Although the American Academy of Arts and Letters bestowed the Gold Medal for Poetry on Ransom in 1973, the year before he died at eighty-six, he had not written poetry for decades, and as an ironist himself, he would have felt, one imagines, the incongruity of the medal at that moment of decline. Except for his service as an artillery officer at the front in France in World War I, he lived an uneventful life as a son, brother, husband, and father, while conducting a parallel life as a cultural advocate, literary critic, lecturer, teacher, and editor. That he was born a southerner, and a Methodist minister’s son, determined his intellectual and emotional affinities.

After his undergraduate degree in classics at Vanderbilt, his three-year Oxford experience as a Rhodes Scholar, and some high school teaching of Latin and Greek, Ransom was invited back to Vanderbilt as a professor of English. He probably expected to remain in Nashville, but Gordon Chalmers, the president of Kenyon College, pressed Ransom to come to Kenyon and found a literary magazine.
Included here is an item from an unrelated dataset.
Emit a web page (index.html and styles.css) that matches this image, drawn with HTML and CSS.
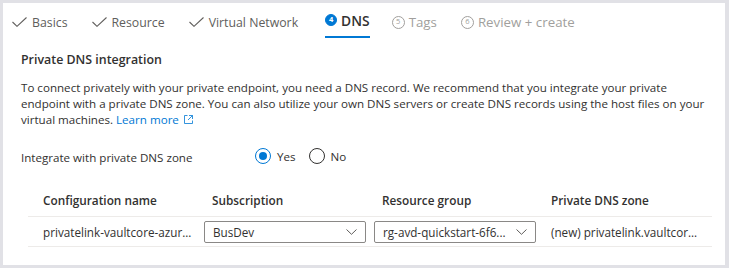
FILE: index.html
```html
<!DOCTYPE html>
<html lang="en">

<head>
    <meta charset="UTF-8">
    <meta name="viewport" content="width=device-width, initial-scale=1.0">
    <title>Create a private endpoint - DNS</title>
    <link rel="stylesheet" href="styles.css">
</head>

<body>
    <div class="frame">
        <nav class="tabs">
            <div class="tab done">
                <svg class="check" width="15" height="10" viewBox="0 0 15 10"><polyline points="0.5,5 5,9.3 14.5,0.5" /></svg>
                <span>Basics</span>
            </div>
            <div class="tab done">
                <svg class="check" width="15" height="10" viewBox="0 0 15 10"><polyline points="0.5,5 5,9.3 14.5,0.5" /></svg>
                <span>Resource</span>
            </div>
            <div class="tab done">
                <svg class="check" width="15" height="10" viewBox="0 0 15 10"><polyline points="0.5,5 5,9.3 14.5,0.5" /></svg>
                <span>Virtual Network</span>
            </div>
            <div class="tab active">
                <span class="step">4</span>
                <span>DNS</span>
            </div>
            <div class="tab disabled">
                <span class="step">5</span>
                <span>Tags</span>
            </div>
            <div class="tab disabled">
                <span class="step">6</span>
                <span>Review + create</span>
            </div>
        </nav>

        <div class="content">
            <h2>Private DNS integration</h2>
            <p class="intro">To connect privately with your private endpoint, you need a DNS record. We recommend that you integrate your private endpoint with a private DNS zone. You can also utilize your own DNS servers or create DNS records using the host files on your virtual machines. <a href="#" class="link">Learn more</a><svg class="ext" width="9" height="9" viewBox="0 0 9 9"><path d="M3.5 0.5h-3v8h8v-3M5 0.5h3.5v3.5M8.5 0.5l-4.5 4.5" /></svg></p>

            <div class="field">
                <span class="field-label">Integrate with private DNS zone</span>
                <label class="radio checked"><span class="dot"></span>Yes</label>
                <label class="radio"><span class="dot"></span>No</label>
            </div>

            <div class="grid">
                <div class="head c1">Configuration name</div>
                <div class="head c2">Subscription</div>
                <div class="head c3">Resource group</div>
                <div class="head c4">Private DNS zone</div>

                <div class="cell c1">privatelink-vaultcore-azur...</div>
                <div class="cell c2">
                    <div class="select"><span>BusDev</span><svg width="11" height="6" viewBox="0 0 11 6"><polyline points="0.5,0.5 5.5,5.3 10.5,0.5" /></svg></div>
                </div>
                <div class="cell c3">
                    <div class="select"><span>rg-avd-quickstart-6f6...</span><svg width="11" height="6" viewBox="0 0 11 6"><polyline points="0.5,0.5 5.5,5.3 10.5,0.5" /></svg></div>
                </div>
                <div class="cell c4">(new) privatelink.vaultcor...</div>
            </div>
        </div>
    </div>
</body>
</html>
```

FILE: styles.css
```css
body {
    margin: 0;
    font-family: "Open Sans", "Noto Sans", Arial, sans-serif;
    color: #323130;
    background: #e1e1e6;
}
.frame {
    box-sizing: border-box;
    width: 729px;
    height: 268px;
    border: 3px solid #e1e1e6;
    border-right-width: 4px;
    background: white;
}
.tabs {
    display: flex;
    gap: 24px;
    height: 35px;
    padding-left: 9px;
}
.tab {
    display: flex;
    align-items: center;
    gap: 5px;
    box-sizing: border-box;
    height: 35px;
    padding-top: 3px;
    font-size: 12.3px;
    color: #323130;
}
.tab.done {
    color: #605e5c;
}
.check polyline {
    fill: none;
    stroke: #605e5c;
    stroke-width: 1.1;
}
.tab.active {
    gap: 4px;
    margin-left: 3px;
    margin-right: -2px;
    border-bottom: 2px solid #0078d4;
    padding-top: 1px;
    font-size: 13.8px;
    font-weight: 600;
}
.tab.disabled {
    gap: 4px;
    font-size: 13.3px;
    color: #a19f9d;
}
.step {
    display: inline-flex;
    align-items: center;
    justify-content: center;
    box-sizing: border-box;
    width: 13px;
    height: 13px;
    border-radius: 50%;
    border: 1px solid #a19f9d;
    font-size: 7.5px;
    font-weight: 400;
    line-height: 1;
}
.tab.active .step {
    width: 12px;
    height: 12px;
    background: #0078d4;
    border-color: #0078d4;
    color: white;
    font-weight: 700;
}
.content {
    padding: 0 13px 0 18px;
}
h2 {
    margin: 12px 0 0;
    font-size: 12.4px;
    line-height: 20px;
    font-weight: 600;
}
.intro {
    margin: 10px 0 0;
    width: 686px;
    font-size: 11.6px;
    line-height: 16px;
}
.link {
    color: #0078d4;
    text-decoration: none;
}
.ext {
    margin-left: 5px;
    vertical-align: 0;
}
.ext path {
    fill: none;
    stroke: #0078d4;
    stroke-width: 0.8;
}
.field {
    display: flex;
    align-items: center;
    height: 20px;
    margin-top: 18px;
    font-size: 11.6px;
}
.field-label {
    width: 234px;
    padding-top: 3px;
}
.radio {
    display: flex;
    align-items: center;
    gap: 6px;
    margin-right: 13px;
}
.dot {
    box-sizing: border-box;
    width: 16px;
    height: 16px;
    border-radius: 50%;
    border: 1px solid #323130;
    position: relative;
}
.radio.checked .dot {
    border-color: #0078d4;
}
.radio.checked .dot::after {
    content: "";
    position: absolute;
    left: 3px;
    top: 3px;
    width: 8px;
    height: 8px;
    border-radius: 50%;
    background: #0078d4;
}
.grid {
    display: grid;
    grid-template-columns: 172px 170px 170px 1fr;
    margin: 18px 0 0 7px;
}
.head {
    display: flex;
    align-items: center;
    height: 32px;
    font-size: 11.8px;
    font-weight: 600;
}
.cell {
    display: flex;
    align-items: center;
    height: 29px;
    border-top: 1px solid #edebe9;
    border-bottom: 1px solid #edebe9;
    font-size: 11.7px;
}
.c1 {
    padding-left: 15px;
}
.head.c2, .head.c3 {
    padding-left: 12px;
}
.cell.c2, .cell.c3 {
    padding-left: 4px;
}
.c4 {
    padding-left: 11px;
}
.select {
    display: flex;
    align-items: center;
    justify-content: space-between;
    box-sizing: border-box;
    width: 162px;
    height: 22px;
    padding: 0 8px;
    border: 1px solid #8a8886;
    border-radius: 2px;
}
.select polyline {
    fill: none;
    stroke: #605e5c;
    stroke-width: 1;
}
```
In a life-changing move, Ransom at forty-nine went to Ohio and founded and edited for over twenty years the most influential literary journal of its era, The Kenyon Review. With firm taste, high intelligence, and confident literary power, he rounded up a dazzling stable of writers, himself included: Wallace Stevens quipped of the Review, “Why does it exist, if not for the very purpose of enabling Ransom to find himself in its pages?”

Ransom’s own literary criticism argued that since experimental science represents the factual in its universal generality, human beings need, as its complement, imaginative writing aiming at an exact representation of human consciousness and sensibility. If science was the world’s analytic mind, poetry had to be the world’s physical body, manifesting, with logic and precision, the particular nature of sense-phenomena, the feel of the felt world. In The New Criticism (1941), Ransom called for critics who could perceive and describe the high degree of technique and texture by which a poet not only expressed an individual sensibility but also brought to life a recognizable counterpart of the experienced world, making known the feelings…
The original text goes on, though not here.